The archbishop said that this is why Benedict did not renounce his papal name, or give up his white cassock.
“This is the reason why the correct appellation for him is ‘Your Holiness.’ This is finally the reason why he did not retire to an isolated monastery, but within the Vatican walls, as if he just took a step aside to make space for his successor and for a new step in the history of the papacy,” Gänswein said.
This is how Benedict XVI has “profoundly and lastingly transformed” the papal ministry during his “exceptional pontificate.”
Gänswein also reflected on the meaning of Benedict XVI’s election. He said that the election was “certainly the outcome of a clash” whose key interpretation had been given by Cardinal Joseph Ratzinger himself in his homily for the pre-conclave Mass on April 18, 2005.
Then-Cardinal Ratzinger reflected on the clash of two forces. He criticized “a dictatorship of relativism” that does not recognize anything as definitive and whose ultimate goal consists solely of one’s own ego and desire.”
With this, Gänswein said, Ratzinger contrasted Christians’ goal of Jesus Christ, the Son of God and “the true man.” This is “the measure of true humanism.”
This clash is epitomized in what Gänswein described as “the dramatic struggle” between two parties in the conclave. He labeled one the “Salt of the Earth” party after the name of a book-length interview with Cardinal Ratzinger, gathered around Cardinals Lopez Trujillo, Ruini, Herranz, Rouco Varela and Medina Estevez.
Then there is the so-called “St.

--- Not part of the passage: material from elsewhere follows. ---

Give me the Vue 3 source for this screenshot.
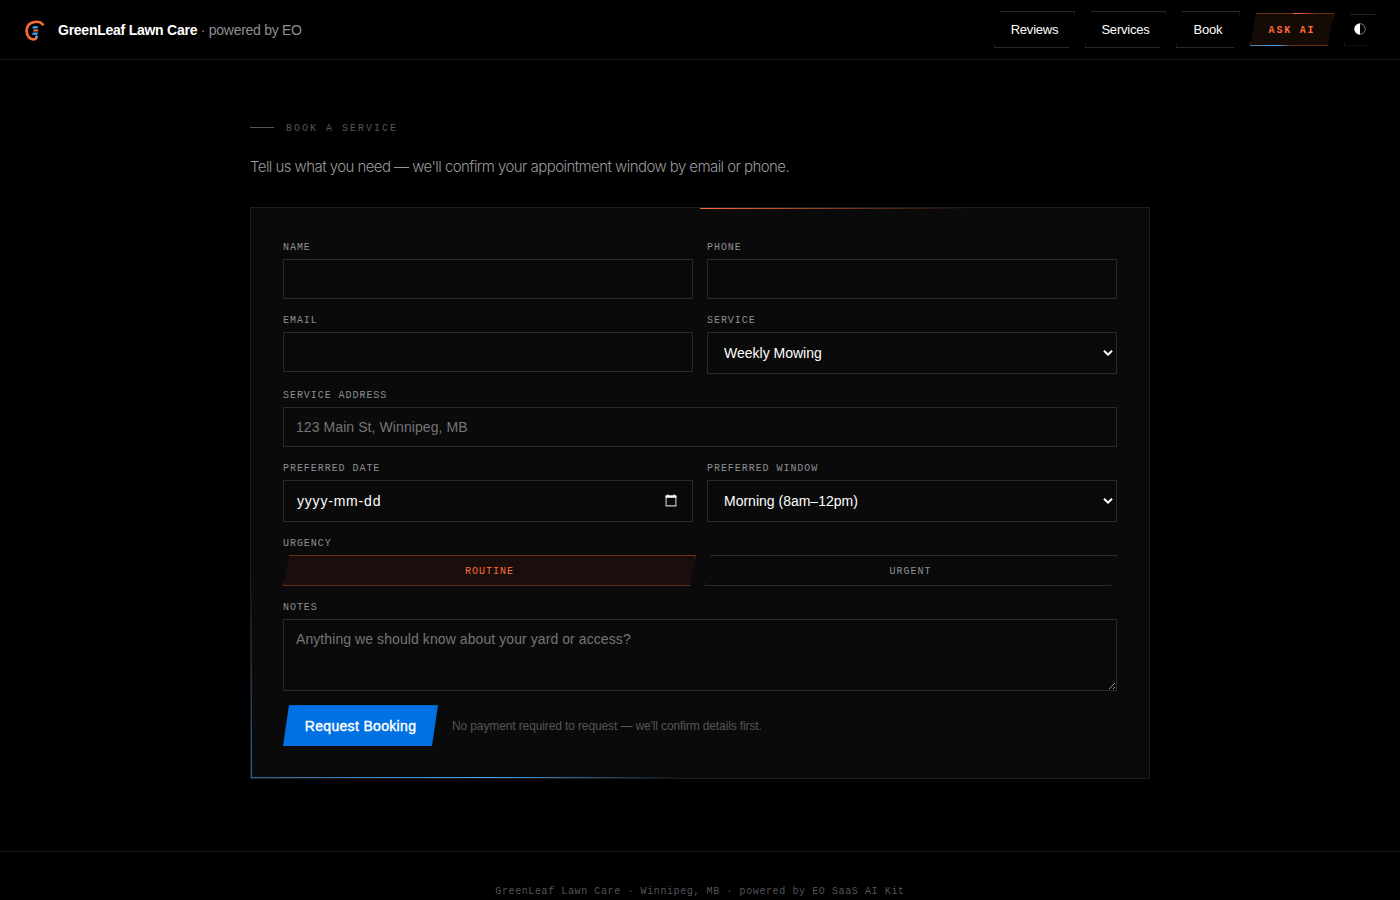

Gallen group” gathered around Cardinals Daneels, Martini, Silvestrini and Murphy-O’Connor. This is the group, Gänswein noted, that Daneels “himself amusedly described as ‘a sort of Mafia-club’.”
Gänswein said that “the dictatorship of relativism” is now being channeled through the new media that could barely be imagined in 2005.
Once and for all, Gänswein rejected the notion that Benedict XVI resigned because of the scandals or following the “black year” of 2010.
That year was marked by new clergy sex abuse scandals in Europe, and followed controversies such as that of Lefebvrist Bishop Richard Williamson, whose excommunication was lifted without knowledge of his remarks minimizing the death toll of Jews in the Holocaust.
Gänswein said there were more personal reasons for the pope to consider 2010 “a black year.”
That was the year of the death of Manuela Camagni, one of four consecrated lay women belonging to Memores Domini, part of the broad Communion and Liberation movement, who were part of the pontifical household. She died after she was struck by a car.
“The media sensationalism of those years, from the Williamson case to escalating attacks on the pope, did not strike the pope as much as Manuela’s death did,” Gänswein said.
The papal butler, Paolo Gabriele, was then exposed as the source of confidential information about the papacy, which news stories have labeled “Vatileaks.”
The archbishop stressed that “as the Pope was shocked by Manuela Camagni’s sudden death, he then suffered a lot from the betrayal of Paolo Gabriele.”
But he said that Benedict did not resign due to these factors, or due to other “spicy news.” Rather, as the former pontiff said in his resignation announcement, his decision was based on his advanced age and declining strength, which led him to believe that he could no longer exercise the ministry entrusted to him.
“No betrayer or any journalist could push the pope to that decision,” Gänswein stressed, as “that scandal was too tiny” compared with the “well-pondered historical step” Benedict XVI made with his resignation.